Sunday, 30 March 2014

A Week in the Dark

We have just celebrated a week of dark-time activities.   No, not handcuffs and bedroom antics!  I'm talking Eco-Stuff under the stars!  It was Mike's birthday on Wednesday, so we celebrated by going to Waihi for a meal at an Indian restaurant - gorgeous decor!  The funny thing was that I had made Mike a card, and as is our tradition, a poem.  The poem was a dedication to My Taj Mahal, aka Mike.  The restaurant had a giant framed picture of the Taj Mahal!  What a great co-incidence!  We'd never been there before!

On the way to the restaurant, we discovered a community garden in a vacant lot in Waihi. Great to think of all these collective community-spirited growing projects!  After dinner, we drove to Te Aroha, a good 40 mins away, to take part in a walk up Mount Aroha to see the glow-worms from 8-9pm.  Or Titiwai, in Maori.  It was a freezing cold night and we were rugged up for the night-time chill.  Despite my huffing and puffing, fit to blow down a house made of sticks and straw, I made it up the track to view the titiwai.  There was a quaint little shrine in the bush, origin unknown, with a tap and small pool.  Apparently, honeymooners make the pilgrimage to dip their rings in the water for good luck.  At times, one becomes a little disorientated in the dark, looking up, one sees pin pricks of star light, and then looking down, the bush is filled with pinpoints of light, not unlike the stars in the night skies!  
Waihi Community Food Garden
Vacant lot with community garden installation in Waihi (and a new meaning to taking a Selfie)
Earth Hour is an international event, to raise awareness of Climate Change.  So we organised ours in the Kati KaiWay reserve last night (Saturday 29 March), between 8.30 -9.30 pm.  Earth Hour encourages people to turn off their lights, their televisions and laptops, and head to a designated meeting point.  The reduction of power worldwide is quite substantial.  Last year, we had about 20 adults and 15 children attend our event.  This year we doubled that, and then some, with about 60 adults and 25 children.  We have a hamper of donated organic goods from Ceres Enterprises, which we are raffling off, with the proceeds going to impoverished communities or projects coping with Climate Change issues.  I think we may choose the Lampadusa Turtle Project as this is a cause near and dear to our hearts at kindergarten. 
The Wednesday Birthday guy surveying Earth Hour activities
Our entertainment included the Ukati's, a ukulele band to croon the crowd under the stars.  The Kati KaiWay (pronounced Kie, like pie and meaning food in Maori) has a amphitheater-like bowl to increase the acoustics naturally.

Rex, Henk and Cushla
We also had a duo of Fire Poi dancers, Kal and her 10 yr old son, Cyrus.  Their upbeat music and great dance performance added a very risque, exotic accent to the night.  Cyrus has been doing fire poi since he was 6, he proudly told me, and dancing in the KaiWay under the stars, in front of an audience was a "dream come true" for him. 
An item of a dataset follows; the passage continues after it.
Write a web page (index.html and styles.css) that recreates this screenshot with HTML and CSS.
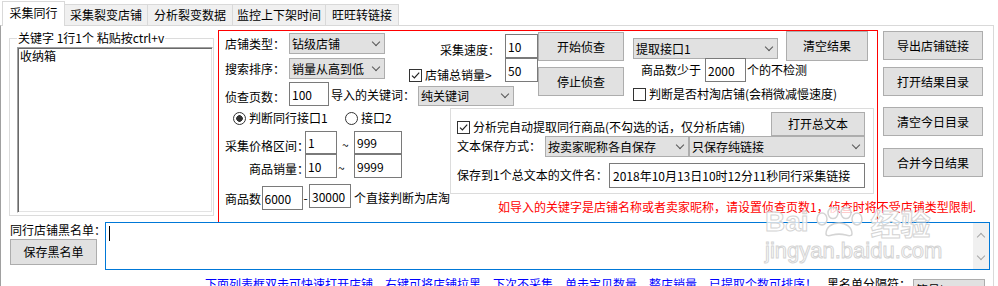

Kal doing her saxy fire thang.

Mum and son wowing the crowds.

Fire-dancing captured on film creates a wonderful patina of light

Cyrus and Kal weaving a little light magic
Mmmn, we certainly have begun a hectic and eventful social life for ourselves.  There has been little time to feel how empty our nest is, after our daughter left home in March.  Methinks we'd better start planning some tropical holiday for a mid-winter break.......right, hand me that South Pacific Breaks brochure................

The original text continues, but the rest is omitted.